Barbara Lockhart is Brigham Young University's faculty athletic representative to the Western Athletic Conference and National Collegiate Athletic Association. She's the first woman to serve in this position.
But serving in positions and being a representative is old hat to Lockhart. She's used to being a pioneer. She is well known for her community work.Recently, the city gave Lockhart a Community Service Award for her volunteer work with the Utah Valley Food and Shelter Coalition.
Lockhart, a native of Chicago, made her original mark as a world-class speed skater. One day her father, who worked for Montgomery Ward, brought home a pair of speed skates.
The field next to her home was flooded with a fire hose in the winter and turned into a frozen pond for skating.
There, Lockhart was spotted by a former Olympic speed champion who later became her coach. In 1960, women's speed skating became an Olympic event. Lockhart won the 500-meter trials and became the country's first woman Olympic speed skater. She competed in the 1960 Winter Olympics in Squaw Valley and the 1964 Winter Olympics in Innsbruck, Austria.
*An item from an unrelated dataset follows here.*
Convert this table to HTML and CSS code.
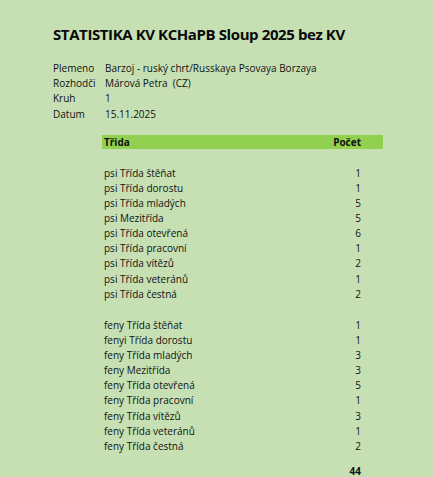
FILE: index.html
```html
<!DOCTYPE html>
<html lang="cs">
<head>
<meta charset="utf-8">
<link rel="stylesheet" href="styles.css">
</head>
<body>
<div class="sheet">
  <h1 class="title">STATISTIKA KV KCHaPB Sloup 2025 bez KV</h1>
  <div class="info">
    <span>Plemeno</span><span>Barzoj - ruský chrt/Russkaya Psovaya Borzaya</span>
    <span>Rozhodči</span><span>Márová Petra&nbsp; (CZ)</span>
    <span>Kruh</span><span>1</span>
    <span>Datum</span><span>15.11.2025</span>
  </div>
  <div class="table">
    <div class="head"><span>Třida</span><span class="num">Počet</span></div>
    <div class="gap"></div>
    <div class="row"><span>psi Třída štěňat</span><span class="num">1</span></div>
    <div class="row"><span>psi Třída dorostu</span><span class="num">1</span></div>
    <div class="row"><span>psi Třída mladých</span><span class="num">5</span></div>
    <div class="row"><span>psi Mezitřída</span><span class="num">5</span></div>
    <div class="row"><span>psi Třída otevřená</span><span class="num">6</span></div>
    <div class="row"><span>psi Třída pracovní</span><span class="num">1</span></div>
    <div class="row"><span>psi Třída vítězů</span><span class="num">2</span></div>
    <div class="row"><span>psi Třída veteránů</span><span class="num">1</span></div>
    <div class="row"><span>psi Třída čestná</span><span class="num">2</span></div>
    <div class="gap"></div>
    <div class="row"><span>feny Třída štěňat</span><span class="num">1</span></div>
    <div class="row"><span>fenyi Třída dorostu</span><span class="num">1</span></div>
    <div class="row"><span>feny Třída mladých</span><span class="num">3</span></div>
    <div class="row"><span>feny Mezitřída</span><span class="num">3</span></div>
    <div class="row"><span>feny Třída otevřená</span><span class="num">5</span></div>
    <div class="row"><span>feny Třída pracovní</span><span class="num">1</span></div>
    <div class="row"><span>feny Třída vítězů</span><span class="num">3</span></div>
    <div class="row"><span>feny Třída veteránů</span><span class="num">1</span></div>
    <div class="row"><span>feny Třída čestná</span><span class="num">2</span></div>
    <div class="total"><span></span><span class="num">44</span></div>
  </div>
</div>
</body>
</html>
```
FILE: styles.css
```css
html, body {
  margin: 0;
  padding: 0;
  background: #c6e0b4;
}
body {
  width: 434px;
  height: 477px;
  overflow: hidden;
  font-family: "Open Sans", "Liberation Sans", sans-serif;
  font-size: 10px;
  color: #111;
}
.sheet {
  padding: 22px 0 0 53px;
}
.title {
  margin: 0;
  font-size: 15px;
  font-weight: 700;
  line-height: 24px;
  letter-spacing: -0.4px;
  color: #0a0a0a;
}
.info {
  margin-top: 14px;
  display: grid;
  grid-template-columns: 52px auto;
  grid-auto-rows: 15.3px;
  align-items: center;
}
.table {
  margin: 14px 0 0 49px;
  width: 281px;
}
.head, .row, .total {
  display: grid;
  grid-template-columns: 1fr 60px;
  align-items: center;
  height: 15.1px;
}
.head {
  background: #92d050;
  height: 14px;
  font-weight: 700;
  padding-left: 2px;
}
.row {
  padding-left: 2px;
}
.gap {
  height: 16.2px;
}
.num {
  text-align: right;
  padding-right: 22px;
}
.total {
  margin-top: 10px;
  font-weight: 700;
}
```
After her speed-skating days, Lockhart obtained bachelor's and master's degrees from Michigan State University and her doctorate from BYU.
While working at Temple University, Lockhart taught a Spanish-speaking LDS seminary class in the ghettos of Philadelphia. While teaching at the University of Iowa, she convinced the LDS Church's Relief Society to help operate a local food kitchen for the poor and homeless.
Lockhart said she learned about community activity from her parents. Her father served on the Chicago City Council for many years and her mom was active in Scouting. The Betsy Lockhart Award is presented to Chicago Scouters with 25 years of service.
Lockhart became a member of the board of directors of the Utah Valley Food and Shelter Coalition when she returned to Provo in 1991. Until she arrived, the shelter only served cold meals. She helped convince local Relief Society members to prepare hot meals for the shelter. Now, the shelter has its own kitchen and prepares hot meals on site. Restaurants and catering businesses also contribute.
"The coalition gives us a chance as people in the community to help and not just throw money at the homeless," she said.
But serving hot meals is not the coalition's main focus. The coalition's goal, through its mentor program, is to make patrons self-dependent. The mentor program operates on the spirit of voluntarism.
"We need to get to know these people and become their friends," Lockhart said.